:: What the exercise asks ::
Single out the lines that include the word "this". Copy them.
-*-
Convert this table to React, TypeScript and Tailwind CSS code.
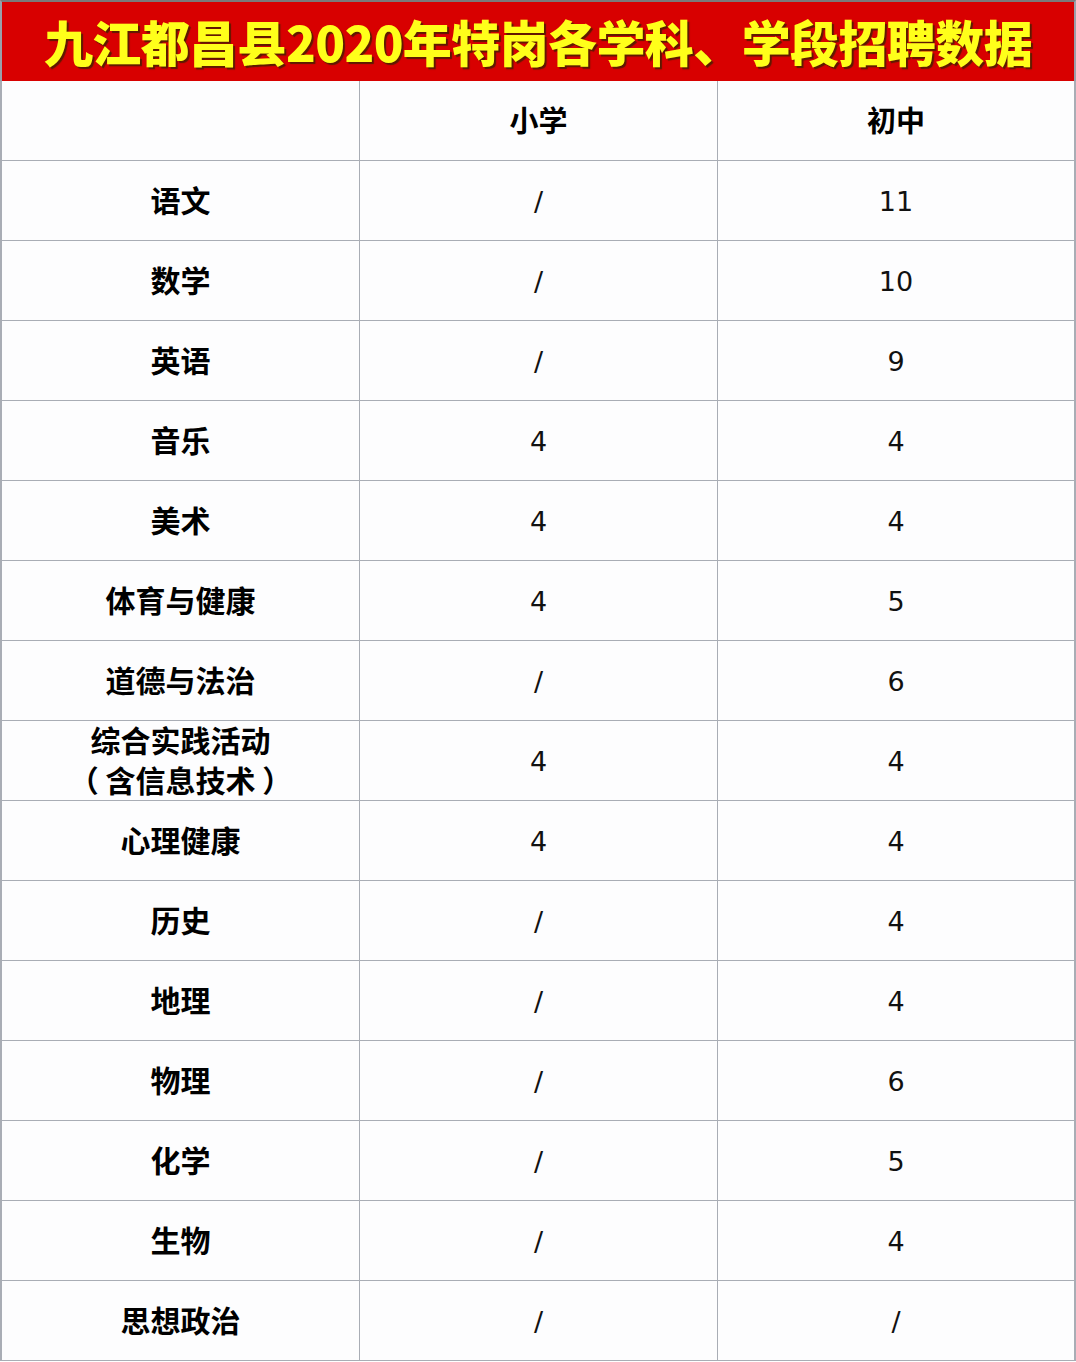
const rows: [string, string, string][] = [
  ['语文', '/', '11'],
  ['数学', '/', '10'],
  ['英语', '/', '9'],
  ['音乐', '4', '4'],
  ['美术', '4', '4'],
  ['体育与健康', '4', '5'],
  ['道德与法治', '/', '6'],
  ['综合实践活动\n（ 含信息技术 ）', '4', '4'],
  ['心理健康', '4', '4'],
  ['历史', '/', '4'],
  ['地理', '/', '4'],
  ['物理', '/', '6'],
  ['化学', '/', '5'],
  ['生物', '/', '4'],
  ['思想政治', '/', '/'],
];

const cjk = "font-['Noto_Sans_CJK_SC',sans-serif]";
const num = "font-['DejaVu_Sans','Noto_Sans_CJK_SC',sans-serif]";

export default function App() {
  return (
    <div className="w-[1076px] bg-white">
      <div className="flex h-[81px] items-center justify-center border-t-2 border-l-2 border-r-2 border-t-[#7a7a7a] border-l-[#9aa0aa] border-r-[#9aa0aa] bg-[#d80000] pb-[3px]">
        <h1
          className={`${cjk} text-[49px] font-black leading-none tracking-[-0.6px] text-[#ffff1a] [text-shadow:2px_2px_1px_#5c1a00]`}
        >
          九江都昌县2020年特岗各学科、学段招聘数据
        </h1>
      </div>
      <div className="grid grid-cols-[358px_358px_358px] border-l-2 border-[#a9adb5] bg-[#fdfdfe]">
        <div className="h-[80px] border-r border-b border-[#a9adb5]" />
        <div className={`${cjk} flex h-[80px] items-center justify-center border-r border-b border-[#a9adb5] pb-[2px] text-[29px] font-bold text-black`}>
          小学
        </div>
        <div className={`${cjk} flex h-[80px] items-center justify-center border-r-2 border-b border-[#a9adb5] pb-[2px] text-[29px] font-bold text-black`}>
          初中
        </div>
        {rows.map(([name, a, b], i) => (
          <div key={i} className="contents">
            <div
              className={`${cjk} flex h-[80px] items-center justify-center whitespace-pre border-r border-b border-[#a9adb5] pb-[3px] text-center text-[30px] font-bold leading-[40px] text-black`}
            >
              {name}
            </div>
            <div className={`${num} flex h-[80px] items-center justify-center border-r border-b border-[#a9adb5] pt-1 text-[27px] text-[#111]`}>
              {a}
            </div>
            <div className={`${num} flex h-[80px] items-center justify-center border-r-2 border-b border-[#a9adb5] pt-1 text-[27px] text-[#111]`}>
              {b}
            </div>
          </div>
        ))}
      </div>
    </div>
  );
}
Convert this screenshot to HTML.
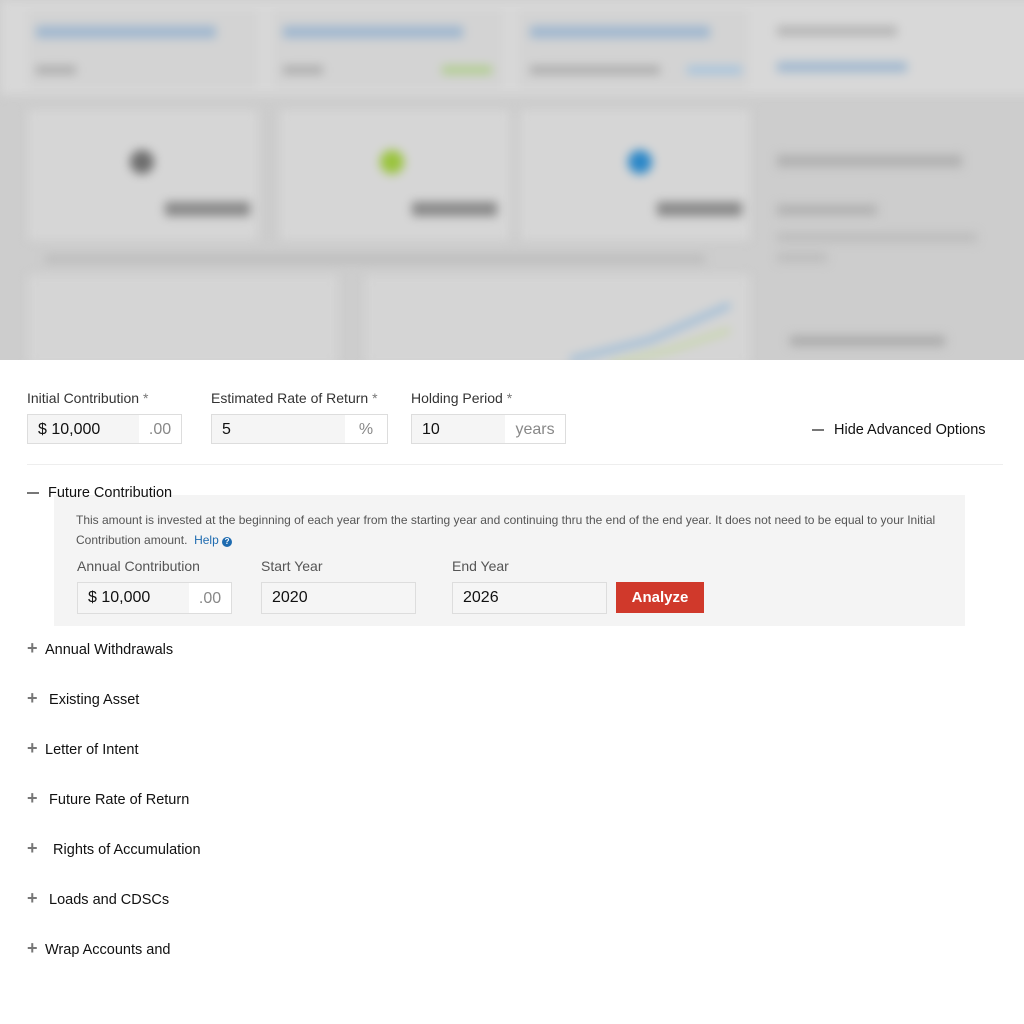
-*-
:: Output of the task ::
Convert this table to React, TypeScript and Tailwind CSS code.
Convert this screenshot to HTML.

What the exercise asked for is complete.